Une occasion manquée. C’est l’impression qui m’habite à la vision de Matthias et Maxime, le nouveau film de Xavier Dolan. De retour au Québec, Dolan fait le portrait de deux amis d’enfance troublés par un baiser échangé comme acteurs malgré eux lors du tournage d’un film étudiant. Dans le rôle de Maxime, le cinéaste fait un retour heureux devant la caméra. Avec beaucoup de sensibilité et de sobriété, il campe un jeune homme aussi fonceur qu’hésitant. Marqué au visage par une tâche de naissance qui agit comme preuve visuelle de son statut d’outsider prolétaire au sein de son groupe d’amis bourgeois, Max est à la fois intégré et différent, moins éloquent que ses amis mais plus responsable, lui qui s’occupe sans aide de sa mère instable (sa seconde et dernière scène avec Anne Dorval dans le rôle de sa mère est magnifique) et désire partir pour l’Australie afin de se créer un avenir bien à lui. Il y aurait eu un film superbe à faire autour de Maxime et de son cercle d’amis. Malheureusement, il ne s’agit pas de Matthias et Maxime. En mettant l’accent sur les trajectoires parallèles des deux amis d’enfance pendant quelques jours, Dolan réalise une œuvre qui aurait bénéficié d’un scénario plus travaillé.
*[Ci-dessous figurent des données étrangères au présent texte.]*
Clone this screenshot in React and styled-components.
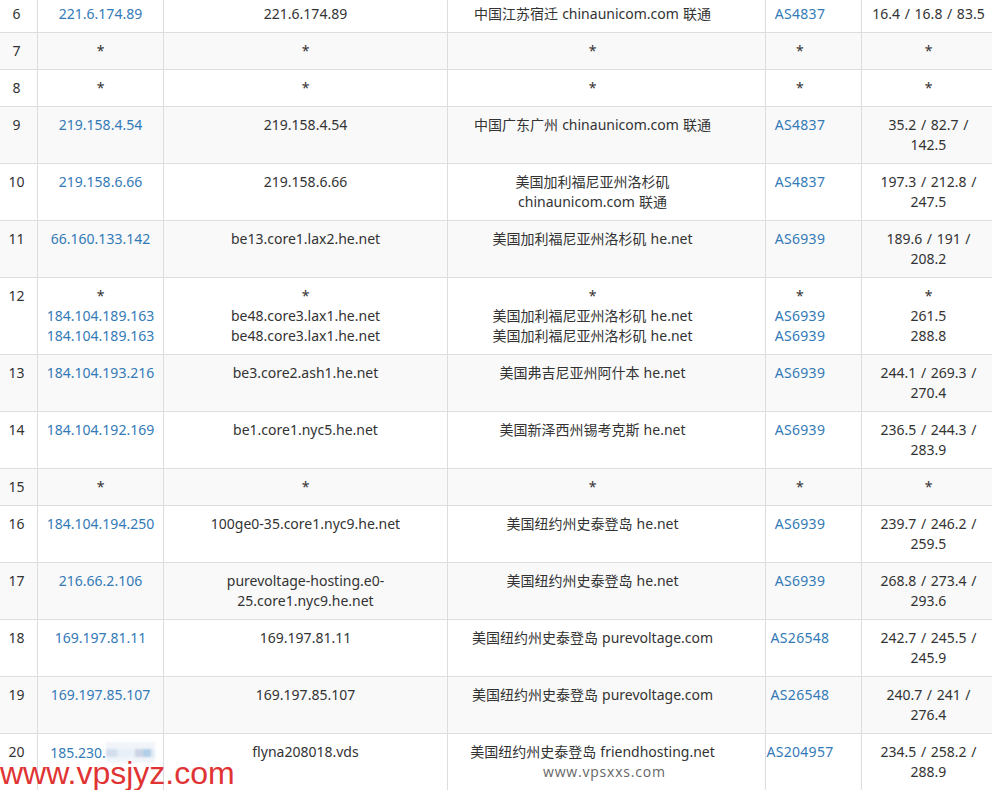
import React from "react";
import styled, { createGlobalStyle } from "styled-components";

const Global = createGlobalStyle`
  html, body { margin: 0; padding: 0; background: #fff; }
  body { overflow: hidden; height: 790px; }
`;
const Page = styled.div`
  position: relative;
  width: 992px;
  height: 790px;
  overflow: hidden;
  font-family: "Noto Sans", "Noto Sans CJK SC", sans-serif;
  font-size: 14px;
  line-height: 20px;
  color: #333;
`;
const Table = styled.table`
  width: 1000px;
  margin: -5px 0 0 -5px;
  table-layout: fixed;
  border-collapse: collapse;
  border-spacing: 0;
`;
const Col = styled.col`
  width: ${(p) => p.$w}px;
`;
const Row = styled.tr`
  background: ${(p) => (p.$striped ? "#f9f9f9" : "#fff")};
`;
const Cell = styled.td`
  padding: 8px;
  border: 1px solid #ddd;
  text-align: center;
  vertical-align: top;
`;
const LocationCell = styled(Cell)`
  padding-right: 36px;
  word-spacing: 0.5px;
`;
const AsnCell = styled(Cell)`
  padding: 8px 27px 8px 0;
  letter-spacing: 0.3px;
`;
const LatencyCell = styled(Cell)`
  word-spacing: 1px;
`;
const Line = styled.div`
  display: block;
`;
const IpLink = styled.a`
  color: #337ab7;
  text-decoration: none;
`;
const Redacted = styled.span`
  display: inline-block;
  width: 49px;
  height: 21px;
  margin-right: -4px;
  vertical-align: -5px;
  background-color: #f1f5fa;
  background-image: linear-gradient(90deg, #d3deed 0 22%, #e6eef7 22% 44%, #e9f0f8 44% 60%, #ccd3e6 60% 76%, #b1cfe7 76% 92%, #e2ebf5 92%);
  background-size: 100% 8px;
  background-position: 0 7px;
  background-repeat: no-repeat;
  filter: blur(0.8px);
`;
const RedMark = styled.div`
  position: absolute;
  left: 0;
  top: 755px;
  font-family: "Liberation Sans", Arial, sans-serif;
  font-size: 32px;
  line-height: 36px;
  color: #e03434;
  white-space: nowrap;
`;
const GreyMark = styled.div`
  position: absolute;
  left: 543px;
  top: 762px;
  font-family: "Open Sans", sans-serif;
  font-size: 14px;
  letter-spacing: 0.8px;
  line-height: 20px;
  color: #666;
  white-space: nowrap;
`;

const rows = [
  ["6", ["221.6.174.89"], ["221.6.174.89"], ["中国江苏宿迁 chinaunicom.com 联通"], ["AS4837"], ["16.4 / 16.8 / 83.5"]],
  ["7", ["*"], ["*"], ["*"], ["*"], ["*"]],
  ["8", ["*"], ["*"], ["*"], ["*"], ["*"]],
  ["9", ["219.158.4.54"], ["219.158.4.54"], ["中国广东广州 chinaunicom.com 联通"], ["AS4837"], ["35.2 / 82.7 / 142.5"]],
  ["10", ["219.158.6.66"], ["219.158.6.66"], ["美国加利福尼亚州洛杉矶 chinaunicom.com 联通"], ["AS4837"], ["197.3 / 212.8 / 247.5"]],
  ["11", ["66.160.133.142"], ["be13.core1.lax2.he.net"], ["美国加利福尼亚州洛杉矶 he.net"], ["AS6939"], ["189.6 / 191 / 208.2"]],
  ["12", ["*", "184.104.189.163", "184.104.189.163"], ["*", "be48.core3.lax1.he.net", "be48.core3.lax1.he.net"], ["*", "美国加利福尼亚州洛杉矶 he.net", "美国加利福尼亚州洛杉矶 he.net"], ["*", "AS6939", "AS6939"], ["*", "261.5", "288.8"]],
  ["13", ["184.104.193.216"], ["be3.core2.ash1.he.net"], ["美国弗吉尼亚州阿什本 he.net"], ["AS6939"], ["244.1 / 269.3 / 270.4"]],
  ["14", ["184.104.192.169"], ["be1.core1.nyc5.he.net"], ["美国新泽西州锡考克斯 he.net"], ["AS6939"], ["236.5 / 244.3 / 283.9"]],
  ["15", ["*"], ["*"], ["*"], ["*"], ["*"]],
  ["16", ["184.104.194.250"], ["100ge0-35.core1.nyc9.he.net"], ["美国纽约州史泰登岛 he.net"], ["AS6939"], ["239.7 / 246.2 / 259.5"]],
  ["17", ["216.66.2.106"], ["purevoltage-hosting.e0-25.core1.nyc9.he.net"], ["美国纽约州史泰登岛 he.net"], ["AS6939"], ["268.8 / 273.4 / 293.6"]],
  ["18", ["169.197.81.11"], ["169.197.81.11"], ["美国纽约州史泰登岛 purevoltage.com"], ["AS26548"], ["242.7 / 245.5 / 245.9"]],
  ["19", ["169.197.85.107"], ["169.197.85.107"], ["美国纽约州史泰登岛 purevoltage.com"], ["AS26548"], ["240.7 / 241 / 276.4"]],
  ["20", ["185.230."], ["flyna208018.vds"], ["美国纽约州史泰登岛 friendhosting.net"], ["AS204957"], ["234.5 / 258.2 / 288.9"]],
];

const Lines = ({ items, link, redact }) =>
  items.map((t, i) => (
    <Line key={i}>
      {link && t !== "*" ? <IpLink href="#">{t}{redact && <Redacted />}</IpLink> : t}
    </Line>
  ));

export default function App() {
  return (
    <Page>
      <Global />
      <Table>
        <colgroup>
          <Col $w={42} />
          <Col $w={126} />
          <Col $w={284} />
          <Col $w={318} />
          <Col $w={96} />
          <Col $w={134} />
        </colgroup>
        <tbody>
          {rows.map((r, i) => (
            <Row key={r[0]} $striped={i % 2 === 1}>
              <Cell>{r[0]}</Cell>
              <Cell><Lines items={r[1]} link redact={r[0] === "20"} /></Cell>
              <Cell><Lines items={r[2]} /></Cell>
              <LocationCell><Lines items={r[3]} /></LocationCell>
              <AsnCell><Lines items={r[4]} link /></AsnCell>
              <LatencyCell><Lines items={r[5]} /></LatencyCell>
            </Row>
          ))}
        </tbody>
      </Table>
      <RedMark>www.vpsjyz.com</RedMark>
      <GreyMark>www.vpsxxs.com</GreyMark>
    </Page>
  );
}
En n’évoquant la dynamique – pourtant fondamentale – du groupe d’amis qu’à travers de brèves scènes de partys arrosés sur fond d’engueulades autour de jeux de société et, surtout, en insistant lourdement sur le trouble de Matthias sans jamais avoir pris le temps de nous faire ressentir la nature profonde de son amitié avec Maxime, Dolan s’éparpille et n’a d’autre choix que de s’appuyer sur des séquences à l’esthétique pesante (combien de fois pouvons-nous regarder Matthias nager, courir ou tout simplement regarder dans le vide sur fond de musique émotive?). On aimerait croire à la relation trouble entre Matthias et Maxime, mais le film semble la prendre pour acquis au lieu de la construire, tout comme ce groupe d’amis qui peinent à exister comme personnages au-delà de quelques traits à peine esquissés (le bourgeois pianiste étudiant à Cambridge, le… frisé impulsif?, le… sympathique Maghrébin?). Bref, retour réussi pour Dolan l’acteur, mais beaucoup d’occasions manquées pour Dolan le cinéaste.
Repartant demain, je laisse Jacques Kermabon terminer notre couverture conjointe du festival!